I’ve been doing the marketing, media, and creative thing for a while. Roughly 20 years. Living the ever-frustrated, stuck-in-the-middle life of a late–Gen Xer, much of my career has been spent either translating between my senior colleagues and younger team members or looking up and down the age scale with a sense of universal puzzlement. Most of what I learned early on in design was rooted in traditions and norms now vastly undone by the digital reality of where and how we create our deliverables today, just as much as how they are consumed.

That last part—the consumption—is where one of my favorite terms encountered resistance, which made for an amusing exchange with one of my peers. I used the phrase “above the fold” when countless variables have made the concept extinct. For this anachronism, I earned playful ribbing and consternation, and a discussion about a webpage layout became a terminology lesson.

I knew the phrase was anachronistic, but I did not know it had become so widely resented. What causes this set of words to get such a strong reaction, especially among all the other archaic or analog terms still used today? (Think of “dialing” a phone number or “filming” a video.)

historical black and white image of a newsstand

Why do we say, “above the fold”?—A brief history lesson

The concept of “the fold” comes from newspapers. When displayed in stores and newsstands, newspapers are folded and stacked to bring focus on the information and layout elements on the top half. Web page design and content is still often conceived with a similar effort to be aware of what shows “above the fold” (the first viewable space of a web browser prior to scrolling down).

Over time, the variables of user environments and preferences mean that the location of “the fold” changes from person to person. Mobile devices kicked this into warp speed until it became impossible to determine where content will divide with any certainty.

person reading the news on a smartphone

The evidence suggests it's different now

There has been a lot of studying, opining, and hand-wringing over this factor of digital interactive design. Insightful scientific data, such as that disseminated by the Nielsen Norman Group (“Scrolling and Attention,” 2018) shows a huge decline in time spent by users on the initial screen of any given page (down to 54% from 80% in 2010).

Increasingly, users explore beyond the first screen, with the first two screens of information now earning the user’s focus (74%). Best practices for design now draw focus to the concept of an overall journey or experience that encourages continued scrolling and exploration of your content.

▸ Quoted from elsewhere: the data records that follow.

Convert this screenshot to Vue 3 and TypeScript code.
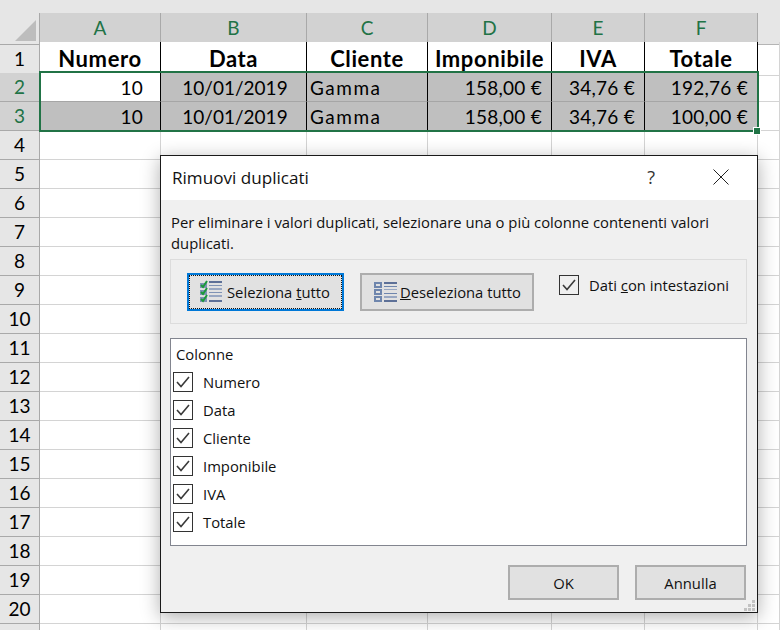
<script setup lang="ts">
const cols = ['A', 'B', 'C', 'D', 'E', 'F']
const head = ['Numero', 'Data', 'Cliente', 'Imponibile', 'IVA', 'Totale']
const dataRows = [
  ['10', '10/01/2019', 'Gamma', '158,00 €', '34,76 €', '192,76 €'],
  ['10', '10/01/2019', 'Gamma', '158,00 €', '34,76 €', '100,00 €'],
]
const aligns = ['right first', 'center', 'left', 'right', 'right', 'right']
const emptyRows = Array.from({ length: 17 }, (_, i) => i + 4)
const items = ['Numero', 'Data', 'Cliente', 'Imponibile', 'IVA', 'Totale']
const gripDots = [[8, 0], [4, 4], [8, 4], [0, 8], [4, 8], [8, 8]]
</script>

<template>
  <div class="sheet">
    <div class="band"></div>
    <div class="row head-row">
      <div class="corner"><span class="tri"></span></div>
      <div v-for="c in cols" :key="c" class="col-h">{{ c }}</div>
      <div class="filler-h"></div>
    </div>
    <div class="row first-row">
      <div class="row-h">1</div>
      <div v-for="h in head" :key="h" class="cell bold">{{ h }}</div>
      <div class="blank"></div>
    </div>
    <div v-for="(r, ri) in dataRows" :key="ri" class="row">
      <div class="row-h sel">{{ ri + 2 }}</div>
      <div
        v-for="(v, ci) in r"
        :key="ci"
        class="cell filled"
        :class="[aligns[ci], { white: ri === 0 && ci === 0 }]"
      >{{ v }}</div>
      <div class="blank"></div>
    </div>
    <div v-for="n in emptyRows" :key="n" class="row">
      <div class="row-h">{{ n }}</div>
      <div v-for="c in cols" :key="c" class="blank"></div>
      <div class="blank"></div>
    </div>
    <div class="row">
      <div class="row-h"></div>
      <div v-for="c in cols" :key="c" class="blank"></div>
      <div class="blank"></div>
    </div>

    <div class="selection"><span class="handle"></span></div>

    <div class="dialog">
      <div class="title">
        <span class="title-text">Rimuovi duplicati</span>
        <span class="help">?</span>
        <svg class="close" width="16" height="16" viewBox="0 0 16 16">
          <path d="M.5.5l15 15M15.5.5l-15 15" stroke="#222" stroke-width="1" fill="none" />
        </svg>
      </div>
      <div class="body">
        <p class="desc">Per eliminare i valori duplicati, selezionare una o più colonne contenenti valori duplicati.</p>
        <div class="panel">
          <button class="btn focus">
            <span class="focus-ring">
              <svg width="24" height="24" viewBox="0 0 24 24">
                <g fill="#7f93b5">
                  <rect x="1" y="3" width="7" height="5" />
                  <rect x="1" y="10" width="7" height="5" />
                  <rect x="1" y="17" width="7" height="5" />
                  <rect x="10" y="1" width="13" height="2" fill="#5d7097" />
                  <rect x="10" y="5" width="13" height="1" />
                  <rect x="10" y="8" width="13" height="2" fill="#98a7c2" />
                  <rect x="10" y="12" width="13" height="1" />
                  <rect x="10" y="15" width="13" height="2" fill="#98a7c2" />
                  <rect x="10" y="20" width="13" height="2" fill="#5d7097" />
                </g>
                <g fill="none" stroke="#1b9a3a" stroke-width="2">
                  <path d="M2 5l2 2 4-6" />
                  <path d="M2 12l2 2 4-6" />
                  <path d="M2 19l2 2 4-6" />
                </g>
              </svg>
              <span>Seleziona <u>t</u>utto</span>
            </span>
          </button>
          <button class="btn second">
            <svg width="24" height="24" viewBox="0 0 24 24">
              <g fill="#6f86ad">
                <path fill-rule="evenodd" d="M1 2h8v6H1zM3 4v2h4V4z" />
                <path fill-rule="evenodd" d="M1 9h8v6H1zM3 11v2h4v-2z" />
                <path fill-rule="evenodd" d="M1 16h8v6H1zM3 18v2h4v-2z" />
                <rect x="11" y="2" width="13" height="2" fill="#5d7097" />
                <rect x="11" y="6" width="13" height="1" />
                <rect x="11" y="9" width="13" height="1" fill="#98a7c2" />
                <rect x="11" y="13" width="13" height="1" />
                <rect x="11" y="16" width="13" height="2" fill="#98a7c2" />
                <rect x="11" y="20" width="13" height="2" fill="#5d7097" />
              </g>
            </svg>
            <span><u>D</u>eseleziona tutto</span>
          </button>
          <label class="hdr-check">
            <span class="box">
              <svg width="14" height="12" viewBox="0 0 14 12"><path d="M1 6l4 4.500L13 1" fill="none" stroke="#3a3a3a" stroke-width="1.600" /></svg>
            </span>
            <span>Dati <u>c</u>on intestazioni</span>
          </label>
        </div>
        <div class="list">
          <div class="list-head">Colonne</div>
          <div v-for="it in items" :key="it" class="list-item">
            <span class="box">
              <svg width="14" height="12" viewBox="0 0 14 12"><path d="M1 6l4 4.500L13 1" fill="none" stroke="#3a3a3a" stroke-width="1.600" /></svg>
            </span>
            <span>{{ it }}</span>
          </div>
        </div>
        <div class="actions">
          <button class="btn plain">OK</button>
          <button class="btn plain">Annulla</button>
        </div>
      </div>
      <svg class="grip" width="11" height="11" viewBox="0 0 11 11">
        <rect v-for="(d, i) in gripDots" :key="i" :x="d[0]" :y="d[1]" width="3" height="3" fill="#c2c2c2" />
      </svg>
    </div>
  </div>
</template>

<style>
html, body { margin: 0; background: #fff; overflow: hidden; }
</style>

<style scoped>
.sheet {
  position: relative;
  width: 780px;
  height: 630px;
  overflow: hidden;
  background: #fff;
  font-family: "Lato", "Liberation Sans", sans-serif;
  color: #000;
}
.band { height: 13px; background: #e6e6e6; }
.row {
  display: grid;
  grid-template-columns: 40px 121px 146px 121px 124px 93px 113px 22px;
  height: 29px;
}
.head-row { height: 29px; }
.first-row { height: 31px; }
.corner {
  position: relative;
  background: #e6e6e6;
  border-right: 1px solid #a9a9a9;
  border-bottom: 1px solid #a9a9a9;
  box-sizing: border-box;
}
.tri {
  position: absolute;
  right: 3px;
  bottom: 3px;
  width: 0;
  height: 0;
  border-left: 21px solid transparent;
  border-bottom: 21px solid #bdbdbd;
}
.col-h {
  box-sizing: border-box;
  background: #d2d2d2;
  border-right: 1px solid #a9a9a9;
  border-bottom: 2px solid #217346;
  color: #217346;
  text-align: center;
  font-size: 19px;
  line-height: 30px;
}
.filler-h {
  background: #e6e6e6;
  border-bottom: 1px solid #b5b5b5;
  box-sizing: border-box;
}
.row-h {
  box-sizing: border-box;
  background: #e6e6e6;
  border-right: 1px solid #a9a9a9;
  border-bottom: 1px solid #a9a9a9;
  text-align: center;
  font-size: 19px;
  line-height: 28px;
}
.row-h.sel { background: #d2d2d2; color: #217346; }
.first-row .row-h { line-height: 33px; }
.blank {
  box-sizing: border-box;
  border-right: 1px solid #d4d4d4;
  border-bottom: 1px solid #d4d4d4;
}
.cell {
  box-sizing: border-box;
  border-right: 1px solid #000;
  font-size: 19px;
  white-space: nowrap;
  overflow: hidden;
}
.cell.bold {
  font-weight: 700;
  text-align: center;
  line-height: 33px;
  background: #fff;
  font-size: 22px;
  letter-spacing: 0.6px;
}
.cell.filled {
  background: #bfbfbf;
  border-bottom: 1px solid #a6a6a6;
  line-height: 29px;
  padding: 0 9px 0 3px;
}
.cell.white { background: #fff; }
.cell.filled.right { text-align: right; letter-spacing: 0.25px; }
.cell.filled.first { padding-right: 17px; }
.cell.filled.center { text-align: center; padding: 0 3px 0 6px; }
.cell.filled.left { text-align: left; letter-spacing: 1.5px; }
.selection {
  position: absolute;
  left: 39px;
  top: 71px;
  width: 720px;
  height: 61px;
  box-sizing: border-box;
  border: 2px solid #217346;
}
.handle {
  position: absolute;
  right: -3px;
  bottom: -4px;
  width: 6px;
  height: 6px;
  background: #217346;
  outline: 1px solid #fff;
}
.dialog {
  position: absolute;
  left: 160px;
  top: 155px;
  width: 598px;
  height: 458px;
  box-sizing: border-box;
  border: 1px solid #1a1a1a;
  background: #f0f0f0;
  box-shadow: 0 4px 18px rgba(0, 0, 0, 0.32);
  font-family: "Open Sans", "Noto Sans", sans-serif;
  font-size: 14.8px;
  color: #111;
  display: flex;
  flex-direction: column;
}
.title {
  height: 44px;
  background: #fff;
  display: flex;
  align-items: center;
  padding-left: 11px;
  flex: none;
}
.title-text { font-size: 17.1px; flex: 1; margin-top: -1px; }
.help { font-size: 18px; color: #333; margin-right: 58px; margin-top: -3px; }
.close { margin-right: 28px; margin-top: -2px; }
.body {
  flex: 1;
  display: flex;
  flex-direction: column;
  padding: 0 10px 0 9px;
  min-height: 0;
}
.desc {
  margin: 12px 10px 0 1px;
  line-height: 21px;
  height: 47px;
}
.panel {
  box-sizing: border-box;
  height: 65px;
  background: #efefef;
  border: 1px solid #dcdcdc;
  display: flex;
  align-items: flex-start;
  padding: 13px 0 0 16px;
  flex: none;
}
.btn {
  box-sizing: border-box;
  background: #e1e1e1;
  border: 2px solid #adadad;
  font: inherit;
  color: #111;
  padding: 0;
  display: flex;
  align-items: center;
  justify-content: center;
}
.focus {
  width: 157px;
  height: 38px;
  border-color: #0078d7;
}
.focus-ring {
  box-sizing: border-box;
  width: 100%;
  height: 100%;
  border: 1px dotted #111;
  display: flex;
  align-items: center;
  padding-left: 9px;
  gap: 4px;
}
.second {
  width: 174px;
  height: 38px;
  margin-left: 16px;
  justify-content: flex-start;
  padding-left: 11px;
  gap: 3px;
  white-space: nowrap;
}
.hdr-check {
  display: flex;
  align-items: center;
  gap: 10px;
  margin: 2px 0 0 25px;
  height: 20px;
  white-space: nowrap;
}
.box {
  box-sizing: border-box;
  width: 20px;
  height: 20px;
  border: 1px solid #333;
  background: #fff;
  display: inline-flex;
  align-items: center;
  justify-content: center;
  flex: none;
}
.hdr-check .box { background: transparent; }
.list {
  box-sizing: border-box;
  margin-top: 14px;
  height: 208px;
  background: #fff;
  border: 1px solid #82858f;
  flex: none;
}
.list-head { height: 29px; padding-left: 5px; line-height: 30px; }
.list-item {
  height: 28px;
  padding-left: 2px;
  display: flex;
  align-items: center;
  gap: 10px;
}
.actions {
  display: flex;
  justify-content: flex-end;
  gap: 16px;
  margin-top: 19px;
  padding-right: 1px;
}
.plain {
  width: 111px;
  height: 35px;
}
.grip {
  position: absolute;
  right: 2px;
  bottom: 1px;
}
</style>
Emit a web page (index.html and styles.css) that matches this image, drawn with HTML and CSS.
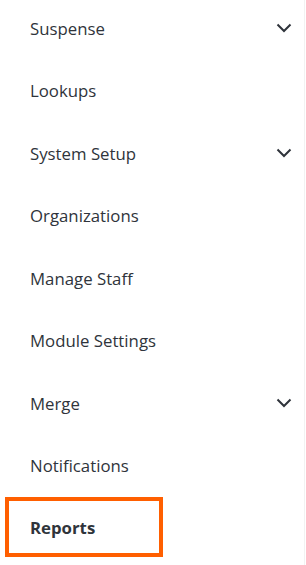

The topic of the fold has received plenty of this sort of academic examination. It has also been the subject of amusing snark, as seen in abovethefold.fyi. Yeah, I admit, one in their mid-40s might feel a little attacked when confronted with “It’s not 1997 anymore” in 350-point type, but be sure to scroll down and read all of it. (See what I did there?)

So, what happens now?

Those of us who’ve lived with the fold as a reality in web design probably need to find new ways to discuss these factors. At the same time, like many terms that stand the test of time, this term has become more figurative than literal. Those who might be offended at the term could just lighten up and accept that, right? Or is the idea of a static fold just too much for some people?

I’m tempted to go the stubborn route myself and tell everyone they can pry “the fold” from my cold, dead hands—at least verbally. After all, we have dozens of terms and tools in the software we use every day that are named after their sometimes-long-dead analog counterparts or legacy tools of the trade. Leading in typography or the loupe tool in Acrobat are just two examples of this.

designer in yellow smock surrounded by wireframes

The work is the important part

UX design is more sophisticated than folding a stack of paper and needs to consider many variables in a holistic way. “The fold” might actually get in the way of thinking deeply about these things and designing accordingly.

Regardless of how we settle the language involved, crafting the ideal interactive flow and user experience can be a big job when conceived, developed, and deployed properly. That’s where a great designer–developer symbiosis can be the difference between success and less-than-stellar results. Like any project, the best approach will be decided case by case and dictated by the needs of the work and its audience.

And if you’re project-managing or art-directing, try not to scare away the “kids” with those verbal habits you picked up back in the “olden days” of Men in Black and the Spice Girls. Or just do what I do: put air-quotes up whenever you use them in conversation.